If you lapsed at month 27 of your original three-year period, you now serve 90 days with zero driving privileges, then become eligible to apply for a restricted license with ignition interlock for the remainder of the restarted three-year SR-22 window. The financial cost of the lapse is not just higher premiums from being re-suspended — it is three additional months without income if your job requires driving, plus ignition interlock device rental fees starting over, plus OMV reinstatement fees when the 90 days end.
What the Three-Year Window Actually Measures
Louisiana calculates SR-22 filing duration from your DUI conviction date, not from the date you initially obtained SR-22 coverage. If you were convicted on June 10, 2023, your filing obligation legally ends June 9, 2026. If you did not obtain SR-22 coverage until August 2023 because you were serving jail time or could not afford premiums immediately, that delay does not extend your end date — you still owe filing through June 2026.
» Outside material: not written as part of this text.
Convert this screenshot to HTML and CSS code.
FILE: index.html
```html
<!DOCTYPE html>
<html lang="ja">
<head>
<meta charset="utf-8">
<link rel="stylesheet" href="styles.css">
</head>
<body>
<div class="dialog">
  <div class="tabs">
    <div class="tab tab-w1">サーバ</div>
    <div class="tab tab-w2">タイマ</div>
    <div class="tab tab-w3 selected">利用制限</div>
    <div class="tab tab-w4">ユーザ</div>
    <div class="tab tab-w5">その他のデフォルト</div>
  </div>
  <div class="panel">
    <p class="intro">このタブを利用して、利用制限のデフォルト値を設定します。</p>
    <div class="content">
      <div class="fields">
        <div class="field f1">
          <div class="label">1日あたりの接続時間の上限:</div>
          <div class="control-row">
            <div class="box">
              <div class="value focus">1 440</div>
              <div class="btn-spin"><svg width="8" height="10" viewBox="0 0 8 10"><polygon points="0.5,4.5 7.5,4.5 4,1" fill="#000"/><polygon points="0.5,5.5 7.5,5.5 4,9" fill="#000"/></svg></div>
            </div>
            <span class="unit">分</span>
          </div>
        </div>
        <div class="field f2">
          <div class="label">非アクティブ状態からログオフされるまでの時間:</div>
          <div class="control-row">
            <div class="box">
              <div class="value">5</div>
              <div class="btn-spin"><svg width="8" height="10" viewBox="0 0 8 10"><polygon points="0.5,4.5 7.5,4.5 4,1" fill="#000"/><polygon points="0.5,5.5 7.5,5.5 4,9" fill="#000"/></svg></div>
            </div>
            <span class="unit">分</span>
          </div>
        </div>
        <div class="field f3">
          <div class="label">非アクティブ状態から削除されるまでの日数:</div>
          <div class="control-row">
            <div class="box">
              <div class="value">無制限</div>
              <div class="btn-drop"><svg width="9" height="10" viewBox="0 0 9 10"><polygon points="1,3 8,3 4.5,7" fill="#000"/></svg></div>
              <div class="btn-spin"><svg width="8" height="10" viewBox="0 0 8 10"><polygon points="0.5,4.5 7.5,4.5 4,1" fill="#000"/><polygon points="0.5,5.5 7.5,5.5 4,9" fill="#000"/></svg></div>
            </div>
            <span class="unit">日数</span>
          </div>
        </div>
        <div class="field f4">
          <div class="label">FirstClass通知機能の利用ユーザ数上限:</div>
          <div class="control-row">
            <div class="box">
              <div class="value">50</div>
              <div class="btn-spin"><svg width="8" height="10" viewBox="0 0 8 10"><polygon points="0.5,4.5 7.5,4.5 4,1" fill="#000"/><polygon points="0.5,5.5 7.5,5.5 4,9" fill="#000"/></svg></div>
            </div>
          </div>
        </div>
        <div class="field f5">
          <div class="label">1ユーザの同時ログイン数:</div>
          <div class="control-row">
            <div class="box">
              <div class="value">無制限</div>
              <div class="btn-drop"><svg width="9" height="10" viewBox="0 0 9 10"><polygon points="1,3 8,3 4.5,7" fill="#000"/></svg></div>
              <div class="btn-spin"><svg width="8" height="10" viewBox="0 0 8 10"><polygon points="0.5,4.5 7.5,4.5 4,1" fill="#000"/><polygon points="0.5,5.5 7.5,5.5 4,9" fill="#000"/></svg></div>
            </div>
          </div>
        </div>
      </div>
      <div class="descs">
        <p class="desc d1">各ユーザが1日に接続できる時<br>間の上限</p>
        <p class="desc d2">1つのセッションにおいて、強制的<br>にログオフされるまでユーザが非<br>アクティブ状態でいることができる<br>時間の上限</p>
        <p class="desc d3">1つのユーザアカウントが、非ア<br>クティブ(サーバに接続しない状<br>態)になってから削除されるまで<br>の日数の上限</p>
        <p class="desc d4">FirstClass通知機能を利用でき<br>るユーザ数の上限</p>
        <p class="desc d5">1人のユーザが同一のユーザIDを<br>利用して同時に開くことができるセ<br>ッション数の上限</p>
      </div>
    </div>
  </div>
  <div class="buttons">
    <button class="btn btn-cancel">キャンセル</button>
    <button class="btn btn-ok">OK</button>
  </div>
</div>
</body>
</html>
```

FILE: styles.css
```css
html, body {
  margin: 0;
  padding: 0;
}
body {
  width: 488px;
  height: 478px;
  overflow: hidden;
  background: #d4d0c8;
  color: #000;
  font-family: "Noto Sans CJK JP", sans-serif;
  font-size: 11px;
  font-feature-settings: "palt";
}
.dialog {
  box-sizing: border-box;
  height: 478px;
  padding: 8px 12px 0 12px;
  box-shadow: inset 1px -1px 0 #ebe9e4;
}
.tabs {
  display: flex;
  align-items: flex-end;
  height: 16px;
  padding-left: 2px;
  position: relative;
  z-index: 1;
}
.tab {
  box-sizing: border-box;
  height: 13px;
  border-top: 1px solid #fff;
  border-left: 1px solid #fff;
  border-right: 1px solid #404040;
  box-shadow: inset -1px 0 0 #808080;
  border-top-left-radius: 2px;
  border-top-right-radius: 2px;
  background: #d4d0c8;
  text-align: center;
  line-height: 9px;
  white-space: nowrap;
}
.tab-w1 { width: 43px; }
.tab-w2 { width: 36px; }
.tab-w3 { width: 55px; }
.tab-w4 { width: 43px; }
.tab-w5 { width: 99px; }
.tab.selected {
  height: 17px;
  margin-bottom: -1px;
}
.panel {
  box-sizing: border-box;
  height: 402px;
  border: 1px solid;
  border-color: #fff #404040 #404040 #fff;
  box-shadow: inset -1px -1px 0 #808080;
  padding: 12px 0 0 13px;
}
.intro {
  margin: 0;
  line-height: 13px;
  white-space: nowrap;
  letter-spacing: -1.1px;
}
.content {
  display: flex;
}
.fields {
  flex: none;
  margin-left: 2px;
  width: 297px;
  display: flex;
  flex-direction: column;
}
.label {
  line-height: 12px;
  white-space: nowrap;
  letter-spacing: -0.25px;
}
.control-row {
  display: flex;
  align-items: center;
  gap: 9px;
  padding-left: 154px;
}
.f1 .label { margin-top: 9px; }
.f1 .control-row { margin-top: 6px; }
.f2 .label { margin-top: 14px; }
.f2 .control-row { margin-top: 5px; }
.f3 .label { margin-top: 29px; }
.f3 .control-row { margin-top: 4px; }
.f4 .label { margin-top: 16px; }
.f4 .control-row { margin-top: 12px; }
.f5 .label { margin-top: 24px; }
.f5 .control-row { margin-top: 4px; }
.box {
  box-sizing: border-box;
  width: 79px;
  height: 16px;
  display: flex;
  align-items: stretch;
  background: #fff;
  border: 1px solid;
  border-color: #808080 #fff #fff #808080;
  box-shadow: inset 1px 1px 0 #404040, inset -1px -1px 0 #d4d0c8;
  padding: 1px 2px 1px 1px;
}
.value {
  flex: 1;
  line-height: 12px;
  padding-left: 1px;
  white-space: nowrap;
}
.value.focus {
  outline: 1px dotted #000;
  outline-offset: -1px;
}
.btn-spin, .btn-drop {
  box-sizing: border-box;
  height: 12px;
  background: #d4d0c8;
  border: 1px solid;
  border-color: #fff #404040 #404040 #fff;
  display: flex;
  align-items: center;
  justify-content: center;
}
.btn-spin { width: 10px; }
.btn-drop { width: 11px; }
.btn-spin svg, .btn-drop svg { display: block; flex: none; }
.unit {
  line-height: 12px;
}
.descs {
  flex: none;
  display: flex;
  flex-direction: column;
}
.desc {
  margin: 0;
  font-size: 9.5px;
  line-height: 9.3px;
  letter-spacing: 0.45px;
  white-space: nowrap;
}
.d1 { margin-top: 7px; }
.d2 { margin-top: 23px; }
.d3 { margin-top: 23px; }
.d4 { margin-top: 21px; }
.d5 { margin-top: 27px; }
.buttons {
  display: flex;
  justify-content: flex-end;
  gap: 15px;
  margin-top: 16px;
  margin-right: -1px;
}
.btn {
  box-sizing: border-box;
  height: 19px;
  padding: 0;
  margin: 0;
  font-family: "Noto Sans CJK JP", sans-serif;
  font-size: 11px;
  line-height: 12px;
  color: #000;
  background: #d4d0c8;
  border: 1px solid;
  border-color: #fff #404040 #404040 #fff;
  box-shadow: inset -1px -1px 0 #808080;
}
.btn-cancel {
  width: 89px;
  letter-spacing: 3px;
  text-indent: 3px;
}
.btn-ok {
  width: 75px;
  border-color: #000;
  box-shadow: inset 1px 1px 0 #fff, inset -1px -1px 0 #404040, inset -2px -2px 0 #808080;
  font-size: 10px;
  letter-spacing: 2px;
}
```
This structure creates a trap when lapses occur late in the window. A driver convicted in January 2023 who maintains continuous SR-22 until December 2025, then lets coverage lapse for non-payment, now owes a new three-year period ending December 2028 plus a new 90-day hard suspension. The 35 months of continuous filing they already completed contribute zero credit toward the restarted obligation.
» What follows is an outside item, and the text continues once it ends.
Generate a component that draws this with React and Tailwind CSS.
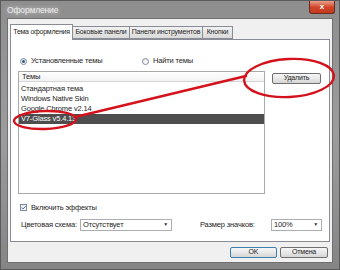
import { Check } from 'lucide-react';

function Radio({ checked, label }) {
  return (
    <div className="flex items-center gap-[4px]">
      <div className="w-[7px] h-[7px] rounded-full border border-[#7a8aa0] bg-gradient-to-b from-[#e6e6e6] to-white flex items-center justify-center">
        {checked && <div className="w-[3px] h-[3px] rounded-full bg-[#2a5a8a]" />}
      </div>
      <span>{label}</span>
    </div>
  );
}

function Combo({ value, width }) {
  return (
    <div className={`${width} h-[12px] border border-[#abadb3] bg-white flex items-center justify-between pl-[2px] pr-[3px]`}>
      <span>{value}</span>
      <span className="text-[5px] text-[#333]">▼</span>
    </div>
  );
}

function Button({ children, width, primary }) {
  return (
    <div
      className={`${width} h-[11px] rounded-[2px] border ${
        primary ? 'border-[#3c7fb1]' : 'border-[#707070]'
      } bg-gradient-to-b from-[#f6f6f6] via-[#e8e8e8] to-[#d6d6d6] flex items-center justify-center text-[7px]`}
    >
      {children}
    </div>
  );
}

function Tab({ children, width }) {
  return (
    <div
      className={`${width} h-[13px] bg-gradient-to-b from-[#f2f2f2] to-[#dadada] border border-l-0 border-[#898c95] flex items-center justify-center whitespace-nowrap overflow-hidden`}
    >
      {children}
    </div>
  );
}

export default function App() {
  const themes = ['Стандартная тема', 'Windows Native Skin', 'Google Chrome v2.14', 'V7-Glass v5.4.13'];

  return (
    <div className="relative w-[340px] h-[270px] overflow-hidden bg-gradient-to-b from-[#8e8e8e] via-[#9c9c9c] to-[#858585] border border-[#5a5a5a] font-['Liberation_Sans',sans-serif] text-[7.5px] tracking-[-0.15px] text-[#1e1e1e]">
      {/* Title bar */}
      <div className="h-[17px] flex justify-between">
        <div className="pl-[6px] pt-[3px] text-[8.5px] text-[#ececec] [text-shadow:0_0_5px_rgba(255,255,255,0.7)]">
          Оформление
        </div>
        <div className="mr-[4px] w-[26px] h-[13px] rounded-b-[3px] border border-[#6a2a20] border-t-0 bg-gradient-to-b from-[#e8a08c] via-[#d2452a] to-[#c23a1c] flex items-center justify-center text-[8px] font-bold text-white">
          x
        </div>
      </div>

      {/* Client area */}
      <div className="mx-[6px] h-[245px] bg-[#f0f0f0] border border-[#707070] flex flex-col">
        {/* Tabs */}
        <div className="mt-[4px] ml-[2px] flex items-end h-[16px] text-[7px]">
          <div className="relative z-10 -mb-px w-[63px] h-[16px] bg-white border border-[#898c95] border-b-0 flex items-center justify-center whitespace-nowrap tracking-[-0.25px]">
            Тема оформления
          </div>
          <Tab width="w-[57px]">Боковые панели</Tab>
          <Tab width="w-[73px]">Панели инструментов</Tab>
          <Tab width="w-[30px]">Кнопки</Tab>
        </div>

        {/* Panel */}
        <div className="mx-[2px] h-[203px] bg-white border border-[#898c95] pl-[7px] flex flex-col">
          <div className="mt-[16px] ml-[2px] h-[10px] flex items-center">
            <div className="w-[122px]">
              <Radio checked label="Установленные темы" />
            </div>
            <Radio label="Найти темы" />
          </div>

          <div className="mt-[5px] flex items-start">
            <div className="w-[247px] h-[123px] border border-[#a9a9a9] bg-white">
              <div className="h-[10px] border-b border-[#d5d5d5] bg-gradient-to-b from-white to-[#f2f2f2] pl-[3px] flex items-center">
                Темы
              </div>
              <div className="pt-[2px]">
                {themes.map((t, i) => (
                  <div
                    key={t}
                    className={`h-[10px] pl-[2px] flex items-center ${
                      i === themes.length - 1 ? 'bg-[#4e4e4e] text-white' : ''
                    }`}
                  >
                    {t}
                  </div>
                ))}
              </div>
            </div>
            <div className="ml-[7px] mt-[2px]">
              <Button width="w-[49px]">Удалить</Button>
            </div>
          </div>

          <div className="mt-[9px] ml-[2px] h-[9px] flex items-center gap-[4px]">
            <div className="w-[7px] h-[7px] border border-[#7a8aa0] bg-gradient-to-b from-[#e6e6e6] to-white flex items-center justify-center">
              <Check size={6} strokeWidth={4} className="text-[#2a4a7a]" />
            </div>
            <span>Включить эффекты</span>
          </div>

          <div className="mt-[7px] ml-[3px] flex items-center">
            <span className="w-[59px]">Цветовая схема:</span>
            <Combo value="Отсутствует" width="w-[92px]" />
            <span className="ml-[28px] w-[71px]">Размер значков:</span>
            <Combo value="100%" width="w-[51px]" />
          </div>
        </div>

        {/* Bottom buttons */}
        <div className="mt-[5px] mr-[4px] flex justify-end gap-[3px]">
          <Button width="w-[47px]" primary>
            OK
          </Button>
          <Button width="w-[48px]">Отмена</Button>
        </div>
      </div>

      {/* Red annotation overlay */}
      <svg className="absolute inset-0 pointer-events-none" width="340" height="270" viewBox="0 0 340 270">
        <g fill="none" stroke="#d4121c" strokeWidth="2.4" strokeLinecap="round">
          <ellipse cx="288" cy="77" rx="45" ry="19" transform="rotate(-3 288 77)" />
          <ellipse cx="44" cy="119" rx="31" ry="9" transform="rotate(-2 44 119)" />
          <path d="M74 116 L245 75" />
        </g>
      </svg>
    </div>
  );
}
OMV does not track 'time served' separately from 'SR-22 filing continuity.' The only date that matters for clearing the requirement is the end of an uninterrupted three-year period starting from conviction. If any gap appears in OMV's SR-22 database between conviction and the three-year mark, the filing window resets and a new suspension issues.
Louisiana License Reinstatement Fee
$60
Charged every time OMV lifts a suspension, including lapses that trigger re-suspension during an active SR-22 period. A driver who lapses twice pays $60 twice, on top of premiums and ignition interlock costs.
La. R.S. 32:415.1
Switching Carriers Without Breaking Filing
The safe carrier-switch process requires overlapping coverage dates and explicit SR-22 filing coordination. Bind your new policy with an effective date at least one day before your current policy cancels. Confirm in writing that the new carrier will file SR-22 with OMV on or before the new policy's effective date. Do not cancel your old policy until you receive confirmation from the new carrier that OMV received their SR-22 filing.
Most Louisiana-licensed carriers writing SR-22 insurance can submit electronic filings to OMV same-day once underwriting approves the policy, but underwriting approval is not instant when your record includes a DUI. If you request a quote on Monday and the carrier needs 48 hours to review your violation history, your new policy may not bind until Wednesday. Canceling your old policy Monday creates a gap even if you intended to switch seamlessly.
Check OMV's SR-22 Status Before You Act
Louisiana OMV maintains an online driver record portal where you can verify current SR-22 filing status before making any insurance changes. Log in using your license number and date of birth. The record shows your SR-22 start date, the insurer of record, and whether OMV currently shows active certification. If you are planning to switch carriers, check this portal the day after your new policy's effective date to confirm the new insurer's filing reached OMV's system before your old coverage ended.
If the portal shows a lapse, contact your new carrier immediately and request expedited SR-22 filing. Some lapses can be cured if caught within 24 hours and the new filing reaches OMV before the suspension notice generates, but this window is not guaranteed. OMV processes cancellations in near-real-time through the Louisiana Insurance Verification System; once a suspension queues, reversing it requires formal reinstatement even if the lapse was only hours long. Calling OMV to explain does not stop the suspension process — only an active SR-22 filing in their system prevents it, and once suspended, you cannot file SR-22 until you pay the reinstatement fee and complete any mandated hard suspension period.